The case for additional stimulus has been strengthened by capital outflows after an August currency devaluation, some weaker-than-forecast economic data and the aftermath of a stock-market slide that started in June. Inflation data for November showed there’s scope for looser monetary policy, with consumer prices rising about half the government’s targeted pace and producer prices falling for a record 45th straight month.
“Expanding the fiscal deficit ratio is the best choice available,” said Yao Wei, a Paris-based China economist at Societe Generale SA. “More flexibility in monetary policy means further easing, even as a supplement to fiscal policy.”

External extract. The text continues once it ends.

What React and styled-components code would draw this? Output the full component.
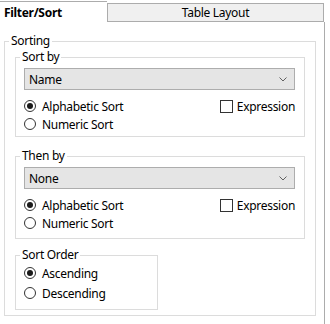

China’s government spending surged in November at more than double the pace of gains for revenue, a signal the government has stepped up fiscal stimulus. Fiscal spending jumped 25.9 percent from a year earlier to 1.61 trillion yuan ($249 billion), while revenue rose 11.4 percent to 1.11 trillion yuan, the Finance Ministry said in a statement last week.
Robust consumption and strength in services hasn’t proved enough to offset the drag from slumping old-economy sectors including steel, coal and cement. President Xi said Nov. 3 that average annual growth must be no lower than 6.5 percent in the next five years to realize China’s goal of doubling 2010 output and per capita income by 2020. Growth will slow to 6.9 percent this year and 6.5 percent next year, according to the median of estimates Bloomberg surveys of economists.
The latest round of economic data showed signs the economy is stabilizing after policy makers unleashed several rounds of monetary and fiscal stimulus. Industrial output climbed 6.2 percent in November from a year earlier, while retail sales gained 11.2 percent for the best reading of 2015.